I have already created a factor variable in the data set that indicates whether a day falls on a weekend or weekday. In order to compare the activity patterns of the weekends v. weekdays, I took subsets of the data, found the average number of steps taken in each interval, and then I combined that data into a single data frame.
##Subsets weekend data
weekend <- subset(noNAdata, noNAdata$WEorWD == "weekend")
##Subsets weekday data
weekday <- subset(noNAdata, noNAdata$WEorWD == "weekday")
##Calculates mean values for steps by interval
weekend <- aggregate(weekend$steps, by = list(interval = weekend$interval), mean)

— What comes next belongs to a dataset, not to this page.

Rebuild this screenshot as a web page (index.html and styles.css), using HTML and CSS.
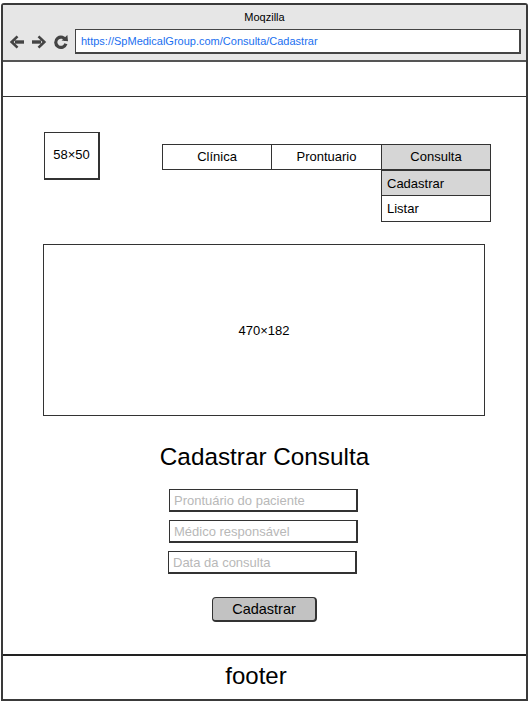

weekday <- aggregate(weekday$steps, by = list(interval = weekday$interval), mean)
##Adds weekend and weekday indentifiers
weekend <- cbind(weekend, c("weekend"))
weekday <- cbind(weekday, c("weekday"))
##renames columns to improve readablity and ensure data frames identical names
colnames(weekend) <- c("interval", "steps", "WEorWD")
colnames(weekday) <- c("interval", "steps", "WEorWD")
##Combines the two data frames into one
WDWEave <- rbind(weekend, weekday)
Using the ggplot2 package, I created a panel plot comparing the activity patterns of weekends and weekdays.
WDWEave$interval <- sprintf("%04d", WDWEave$interval)
WDWEave$interval <- strptime(factor(WDWEave$interval),"%H%M")
g <- ggplot(WDWEave, aes(interval, steps))
g + geom_line() + scale_x_datetime(labels= date_format("%H%M")) +
facet_grid(WEorWD~.) + ggtitle("Average Daily Activity Pattern")
On average the measured activity level increased during the day on weekends.